Description of the originating project
Details should be provided about the history of the project, or about the process that gave rise to the dataset. This should offer information on the intellectual and substantive framework. For example, the description could cover topics such as:
- why the data collection was felt necessary;
- the aims and objectives of the project;
- who or what was being studied;
- the geographic and temporal coverage;
- publications or policy developments it contributed to or that arose as a response, and
- any other relevant information.
Provenance of the dataset
This information relates to aspects such as the history of the data collection process, changes and developments that occurred in the data themselves and the methodology, or any adjustments made. The following can be provided as well:
- details of data errors;
- problems encountered in the process of data collection, data entry, data checking and cleaning;
- conversion to a different software or operating system;
- bibliographic references to reports or publications that stem from the study, and
- any other useful information on the life-cycle of the dataset.

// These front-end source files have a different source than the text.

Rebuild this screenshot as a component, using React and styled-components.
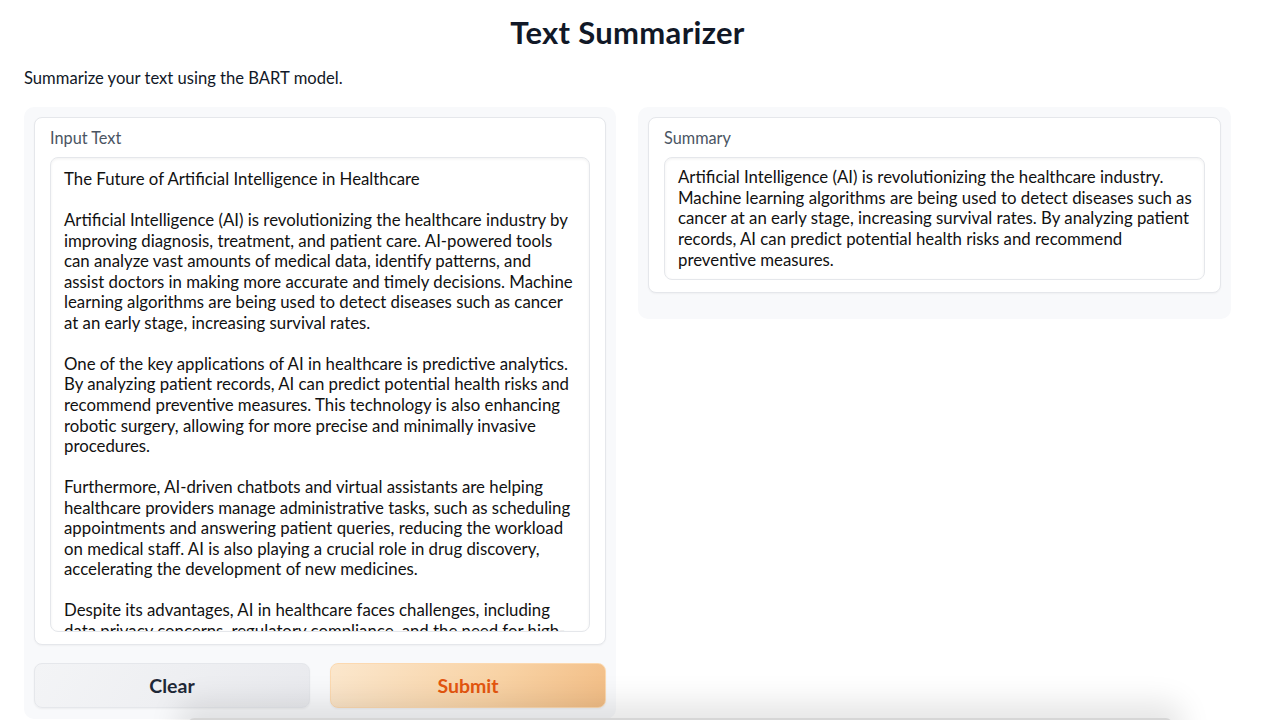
import styled, { createGlobalStyle } from 'styled-components';

const GlobalStyle = createGlobalStyle`
  html, body {
    margin: 0;
    padding: 0;
    background: #ffffff;
    font-family: Lato, "Noto Sans", sans-serif;
    color: #1f2937;
    overflow: hidden;
  }
`;

const Page = styled.div`
  width: 1280px;
  height: 720px;
  box-sizing: border-box;
  padding: 0 49px 0 24px;
  display: flex;
  flex-direction: column;
`;

const Title = styled.h1`
  margin: 0;
  padding-top: 13px;
  height: 38px;
  text-align: center;
  font-size: 31px;
  font-weight: 700;
  color: #111827;
  line-height: 38px;
  letter-spacing: 0.3px;
`;

const Subtitle = styled.p`
  margin: 0;
  padding-top: 17px;
  font-size: 16.6px;
  line-height: 20px;
  color: #111827;
`;

const Columns = styled.div`
  margin-top: 19px;
  display: grid;
  grid-template-columns: 592px 593px;
  gap: 22px;
  align-items: start;
`;

const Panel = styled.div`
  background: #f8f9fb;
  border-radius: 10px;
  padding: 10px;
  display: flex;
  flex-direction: column;
  gap: 18px;
  height: ${p => p.h}px;
  box-sizing: border-box;
`;

const Block = styled.div`
  background: #ffffff;
  border: 1px solid #e5e7eb;
  border-radius: 8px;
  box-shadow: 0 1px 2px rgba(0, 0, 0, 0.04);
  padding: 10px 15px 12px 15px;
  display: flex;
  flex-direction: column;
  gap: 9px;
  height: ${p => p.h}px;
  box-sizing: border-box;
`;

const Label = styled.span`
  font-size: 16.3px;
  line-height: 20px;
  color: #4b5563;
`;

const TextBox = styled.div`
  flex: 1;
  border: 1px solid #e5e7eb;
  border-radius: 8px;
  box-shadow: inset 0 1px 3px rgba(0, 0, 0, 0.06);
  padding: ${p => p.pt}px 13px 0 13px;
  overflow: hidden;
  font-size: 16.8px;
  line-height: ${p => p.lh}px;
  color: #111111;
`;

const Line = styled.div`
  white-space: nowrap;
  min-height: 1lh;
`;

const ButtonRow = styled.div`
  display: grid;
  grid-template-columns: 1fr 1fr;
  gap: 20px;
`;

const Button = styled.button`
  height: 45px;
  border-radius: 8px;
  font-family: Lato, "Noto Sans", sans-serif;
  font-size: 19.5px;
  font-weight: 700;
  cursor: pointer;
  border: 1px solid ${p => (p.primary ? '#fcd9b0' : '#e5e7eb')};
  color: ${p => (p.primary ? '#e4560f' : '#1f2937')};
  background: ${p =>
    p.primary
      ? 'linear-gradient(120deg, #fbe7cd 0%, #f8d2a4 60%, #f2bd85 100%)'
      : 'linear-gradient(120deg, #f3f4f6 0%, #e9eaee 100%)'};
  box-shadow: 0 1px 2px rgba(0, 0, 0, 0.05);
`;

const BottomShade = styled.div`
  position: fixed;
  left: 188px;
  right: 108px;
  bottom: -40px;
  height: 42px;
  border-radius: 6px;
  background: #d6d6d6;
  box-shadow: 0 -6px 30px 10px rgba(0, 0, 0, 0.10);
  pointer-events: none;
`;

const inputLines = [
  'The Future of Artificial Intelligence in Healthcare',
  '',
  'Artificial Intelligence (AI) is revolutionizing the healthcare industry by',
  'improving diagnosis, treatment, and patient care. AI-powered tools',
  'can analyze vast amounts of medical data, identify patterns, and',
  'assist doctors in making more accurate and timely decisions. Machine',
  'learning algorithms are being used to detect diseases such as cancer',
  'at an early stage, increasing survival rates.',
  '',
  'One of the key applications of AI in healthcare is predictive analytics.',
  'By analyzing patient records, AI can predict potential health risks and',
  'recommend preventive measures. This technology is also enhancing',
  'robotic surgery, allowing for more precise and minimally invasive',
  'procedures.',
  '',
  'Furthermore, AI-driven chatbots and virtual assistants are helping',
  'healthcare providers manage administrative tasks, such as scheduling',
  'appointments and answering patient queries, reducing the workload',
  'on medical staff. AI is also playing a crucial role in drug discovery,',
  'accelerating the development of new medicines.',
  '',
  'Despite its advantages, AI in healthcare faces challenges, including',
  'data privacy concerns, regulatory compliance, and the need for high-',
  'quality data. Addressing these issues will be key to unlocking its full',
];

const summaryLines = [
  'Artificial Intelligence (AI) is revolutionizing the healthcare industry.',
  'Machine learning algorithms are being used to detect diseases such as',
  'cancer at an early stage, increasing survival rates. By analyzing patient',
  'records, AI can predict potential health risks and recommend',
  'preventive measures.',
];

export default function App() {
  return (
    <>
      <GlobalStyle />
      <Page>
        <Title>Text Summarizer</Title>
        <Subtitle>Summarize your text using the BART model.</Subtitle>
        <Columns>
          <Panel h={612}>
            <Block h={528}>
              <Label>Input Text</Label>
              <TextBox pt={11} lh={20.55}>
                {inputLines.map((l, i) => (
                  <Line key={i}>{l}</Line>
                ))}
              </TextBox>
            </Block>
            <ButtonRow>
              <Button>Clear</Button>
              <Button primary>Submit</Button>
            </ButtonRow>
          </Panel>
          <Panel h={212}>
            <Block h={176}>
              <Label>Summary</Label>
              <TextBox pt={9} lh={20.7}>
                {summaryLines.map((l, i) => (
                  <Line key={i}>{l}</Line>
                ))}
              </TextBox>
            </Block>
          </Panel>
        </Columns>
      </Page>
      <BottomShade />
    </>
  );
}
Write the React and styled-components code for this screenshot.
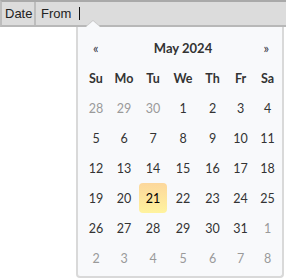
import React from 'react';
import styled, { createGlobalStyle } from 'styled-components';

const GlobalStyle = createGlobalStyle`
  html, body {
    margin: 0;
    padding: 0;
    background: #ffffff;
  }
  body {
    width: 286px;
    height: 280px;
    overflow: hidden;
    position: relative;
  }
`;

const weekdays = ['Su', 'Mo', 'Tu', 'We', 'Th', 'Fr', 'Sa'];

const weeks = [
  [[28, true], [29, true], [30, true], [1], [2], [3], [4]],
  [[5], [6], [7], [8], [9], [10], [11]],
  [[12], [13], [14], [15], [16], [17], [18]],
  [[19], [20], [21, false, true], [22], [23], [24], [25]],
  [[26], [27], [28], [29], [30], [31], [1, true]],
  [[2, true], [3, true], [4, true], [5, true], [6, true], [7, true], [8, true]],
];

function App() {
  return (
    <>
      <GlobalStyle />
      <HeaderBar>
        <HeaderCell>Date</HeaderCell>
        <HeaderCell $grow>
          From <Caret />
        </HeaderCell>
      </HeaderBar>
      <Picker>
        <Arrow />
        <Title>
          <Nav>«</Nav>
          <Month>May 2024</Month>
          <Nav>»</Nav>
        </Title>
        <Grid>
          {weekdays.map((d) => (
            <Weekday key={d}>{d}</Weekday>
          ))}
          {weeks.flat().map(([day, outside, selected], i) => (
            <Day key={i} $outside={outside} $selected={selected}>
              {day}
            </Day>
          ))}
        </Grid>
      </Picker>
    </>
  );
}

const HeaderBar = styled.div`
  display: flex;
  height: 23px;
  background: #dcdcdc;
  border-top: 2px solid #a9a9a9;
  border-bottom: 2px solid #b8b8b8;
  border-left: 2px solid #bdbdbd;
`;

const HeaderCell = styled.div`
  display: flex;
  align-items: center;
  gap: 6px;
  padding: 0 0 0 ${(p) => (p.$grow ? '5px' : '3px')};
  width: ${(p) => (p.$grow ? 'auto' : '29px')};
  flex: ${(p) => (p.$grow ? 1 : 'none')};
  border-right: ${(p) => (p.$grow ? 'none' : '2px solid #bdbdbd')};
  font-family: 'Liberation Sans', Arial, sans-serif;
  font-size: 13px;
  color: #222;
`;

const Caret = styled.span`
  display: inline-block;
  width: 1px;
  height: 13px;
  background: #111;
  margin-left: 2px;
`;

const Picker = styled.div`
  position: absolute;
  left: 76px;
  top: 27px;
  width: 204px;
  padding: 6px 0 3px;
  background: #f8f9fb;
  border: 2px solid #d9d9d9;
  border-top: none;
  border-radius: 0 0 4px 4px;
  font-family: Lato, 'Noto Sans', sans-serif;
`;

const Arrow = styled.div`
  position: absolute;
  left: 8px;
  top: -6px;
  width: 0;
  height: 0;
  border-left: 7px solid transparent;
  border-right: 7px solid transparent;
  border-bottom: 6px solid #f8f9fb;
  filter: drop-shadow(0 -1px 0 #c8c8c8);
`;

const Title = styled.div`
  display: flex;
  align-items: center;
  justify-content: space-between;
  height: 30px;
  padding: 0 13px 0 15px;
`;

const Nav = styled.span`
  font-size: 13px;
  color: #334;
`;

const Month = styled.span`
  font-size: 13px;
  font-weight: 700;
  color: #333;
  margin-left: 4px;
`;

const Grid = styled.div`
  display: grid;
  grid-template-columns: 28px 28px 30px 30px 29px 27px 27px;
  grid-auto-rows: 30px;
  margin-left: 4px;
`;

const Weekday = styled.div`
  display: flex;
  align-items: center;
  justify-content: center;
  font-size: 12.5px;
  font-weight: 700;
  color: #333;
`;

const Day = styled.div`
  display: flex;
  align-items: center;
  justify-content: center;
  margin: 0 1px;
  border-radius: 4px;
  font-size: 12.5px;
  color: ${(p) => (p.$outside ? '#9a9a9a' : p.$selected ? '#000' : '#333')};
  background: ${(p) =>
    p.$selected ? 'linear-gradient(to bottom, #fcd79c, #fff39e)' : 'transparent'};
`;

export default App;
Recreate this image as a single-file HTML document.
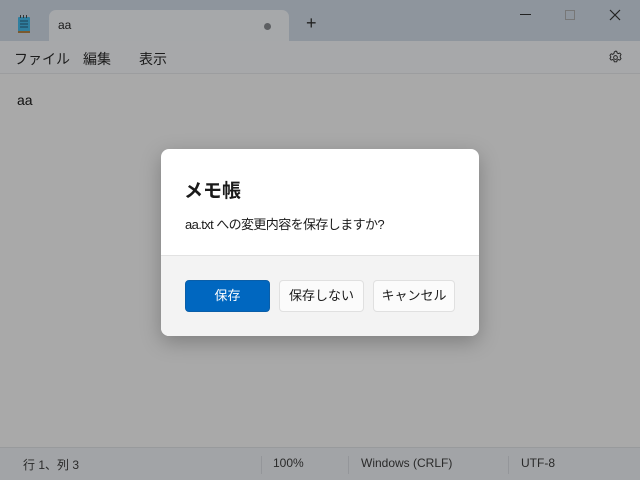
<!DOCTYPE html>
<html><head><meta charset="utf-8"><style>
*{margin:0;padding:0;box-sizing:border-box}
body{width:640px;height:480px;overflow:hidden;background:#a9a9a9;font-family:"Liberation Sans","Noto Sans CJK JP",sans-serif;position:relative;color:#1a1a1a}
.abs{position:absolute}
.title{left:0;top:0;width:640px;height:41px;background:#8e959d}
.tab{left:49px;top:10px;width:240px;height:31px;background:#a6a8aa;border-radius:7px 7px 0 0}
.menu{left:0;top:41px;width:640px;height:33px;background:#a7a8aa;border-bottom:1px solid #9c9d9f}
.menu span{position:absolute;top:8px;font-size:14px;color:#1c1c1c}
.status{left:0;top:447px;width:640px;height:33px;background:#a2a4a7;border-top:1px solid #989a9c;font-size:12px;color:#2a2a2a}
.status span{position:absolute;top:8px}
.sep{position:absolute;top:8px;width:1px;height:18px;background:#94969a}
.dlg{left:161px;top:149px;width:318px;height:187px;background:#fff;border-radius:8px;overflow:hidden;box-shadow:0 6px 20px rgba(0,0,0,.25)}
.foot{position:absolute;left:0;top:106px;width:318px;height:81px;background:#f3f3f3;border-top:1px solid #e2e2e2}
.btn{position:absolute;top:24px;height:32px;border-radius:4px;font-size:13px;text-align:center;line-height:30px;border:1px solid #e0e0e0;background:#fbfbfb;color:#1a1a1a}
</style></head><body>
<div class="abs title"></div>
<svg class="abs" style="left:17px;top:15px" width="14" height="19" viewBox="0 0 14 19"><rect x="1" y="2" width="12" height="16" rx="1" fill="#2f7fa0"/><rect x="1" y="16" width="12" height="2" fill="#7a5a30"/><g stroke="#1b3f55" stroke-width="1"><line x1="3" y1="6" x2="11" y2="6"/><line x1="3" y1="9" x2="11" y2="9"/><line x1="3" y1="12" x2="11" y2="12"/></g><g fill="#333"><rect x="3" y="0" width="1" height="3"/><rect x="6" y="0" width="1" height="3"/><rect x="9" y="0" width="1" height="3"/></g></svg>
<div class="abs tab"></div>
<div class="abs" style="left:58px;top:18px;font-size:12px">aa</div>
<div class="abs" style="left:264px;top:23px;width:7px;height:7px;border-radius:50%;background:#5d5f62"></div>
<div class="abs" style="left:306px;top:13px;font-size:18px;font-weight:300;color:#222">+</div>
<div class="abs" style="left:520px;top:14px;width:11px;height:1px;background:#222"></div>
<div class="abs" style="left:565px;top:10px;width:10px;height:10px;border:1px solid #777"></div>
<svg class="abs" style="left:609px;top:9px" width="12" height="12"><path d="M1 1L11 11M11 1L1 11" stroke="#222" stroke-width="1.2"/></svg>
<div class="abs menu"><span style="left:14px">ファイル</span><span style="left:83px">編集</span><span style="left:139px">表示</span>
<svg style="position:absolute;left:608px;top:9px" width="15" height="15" viewBox="0 0 16 16"><path d="M8 1.2l1.3.2.4 1.7 1.3.7 1.6-.6 1.3 1.6-.9 1.5v1.4l.9 1.5-1.3 1.6-1.6-.6-1.3.7-.4 1.7-2.6 0-.4-1.7-1.3-.7-1.6.6-1.3-1.6.9-1.5V7.1l-.9-1.5 1.3-1.6 1.6.6 1.3-.7.4-1.7z" fill="none" stroke="#222" stroke-width="1"/><circle cx="8" cy="8" r="2" fill="none" stroke="#222"/></svg></div>
<div class="abs" style="left:17px;top:92px;font-size:14px;color:#111">aa</div>
<div class="abs status"><span style="left:23px">行 1、列 3</span><div class="sep" style="left:261px"></div><span style="left:273px">100%</span><div class="sep" style="left:348px"></div><span style="left:361px">Windows (CRLF)</span><div class="sep" style="left:508px"></div><span style="left:521px">UTF-8</span></div>
<div class="abs dlg">
<div class="abs" style="left:23px;top:27px;font-size:19px;font-weight:bold;color:#1a1a1a">メモ帳</div>
<div class="abs" style="left:24px;top:65px;font-size:13px;letter-spacing:-0.6px;color:#1a1a1a">aa.txt への変更内容を保存しますか?</div>
<div class="foot">
<div class="btn" style="left:24px;width:85px;background:#0067c0;border-color:#0a5ea8;color:#fff">保存</div>
<div class="btn" style="left:118px;width:85px">保存しない</div>
<div class="btn" style="left:212px;width:82px">キャンセル</div>
</div></div>
</body></html>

Serial and time-series datasets, new editions
For repeated cross-section, panel or time-series datasets, it is extremely helpful to obtain additional information describing, for example, changes in the question text, variable labelling or sampling procedures.
3. Cataloguing material
This material serves two purposes. First, it serves as a bibliographic record of the dataset. This allows for the dataset to be properly acknowledged and cited in publications, and the material also acts as a formal record for long preservation purposes. Second, it is the basic instrument used for resource discovery, allowing the dataset to be uniquely identified within the collection by providing appropriate information to help secondary users identify the study as useful to their purpose.